While working on this very damaged book, some words of advice from long ago kept ringing in my ears –
“DON’T PULL, JUST CUT!”
Some of our work is repetitive, tedious, perhaps meditative. For the hour I spent taking this book apart, stitch by stitch, I remembered this advice from long ago. That was way before I became a librarian, or even gave a thought to the idea that you could repair books.
I had a job working in the vast, dark, back room of a downtown retail furrier shop. My job was to repair all the coats brought in for cold storage and cleaning in the summer — all the holes in the fur’s skin, loose linings, fallen-off buttons, snaps, and hooks.
I worked with Bogdan, the furrier, who made new coats, and Stephania, who did alterations. The very first thing Stephania taught me was what to do if I saw a loose thread sticking out of the coat.
“Don’t pull, just cut. If you pull, you could pull apart whole coat!”
Said in the wonderful Polish accent with which she also told about her childhood experiences in a forced labor camp during WWII, and traditional recipes she liked to make, such as plum tarts and brains. I only tried the plum tarts.
The book, Welcome to Cincinnati, was brittle and oversewn. Many pages were broken off, leaving some text on the stubs still attached to the binding with gobs of thread and stitches, otherwise known as oversewing. The result of oversewing is much the same as when you rip pages out of a spiral-bound notebook.
Oversewing is a method of binding a text block that consists of individual sheets of paper, rather sections of folded pages. It is very strong, but also very difficult to repair. Oversewing has been replaced, for the most part, with double-fan adhesive binding — a durable, yet more easily reversible binding.
Oversewing combined with brittle paper is a recipe for disaster. Pulling on the thread would result in more damage and I didn’t want to make even more jigsaw puzzle pieces that I would have to put back together.

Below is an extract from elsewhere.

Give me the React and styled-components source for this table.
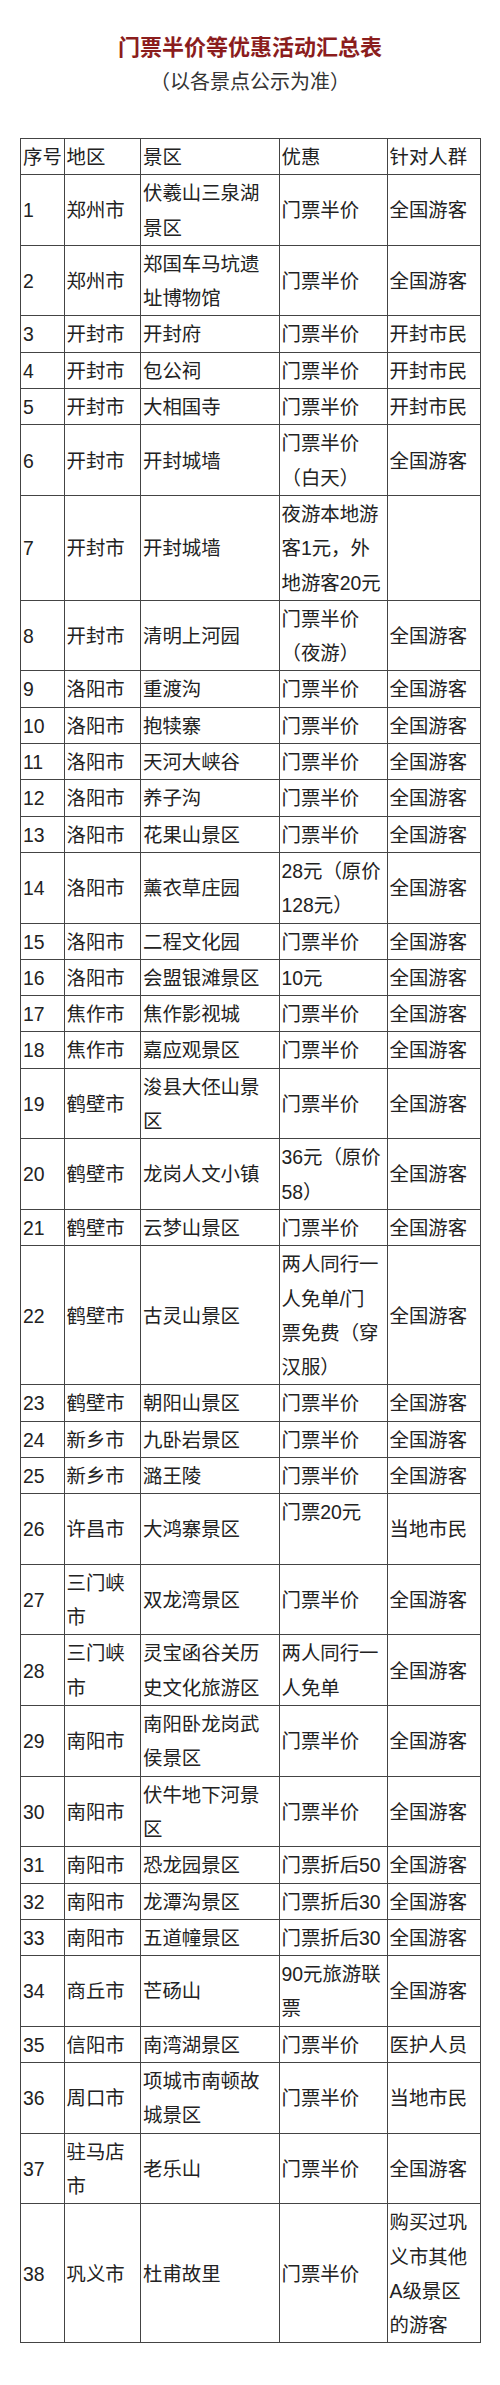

So, with tweezers, fine scissors, and a microspatula, I snipped and snipped and snipped until each each stub was free of the snarl of stitches. Then I rejoined the remnants of each page so they could be scanned. There are only a few copies of this book in libraries across the US, and our copy has circulated sort of a lot, which seems natural since it is about one of the big cities in a neighboring state.
I like to believe that no experience, however humble, is a waste of time. Little do we know how things we learn along the way may turn out to be valuable later on.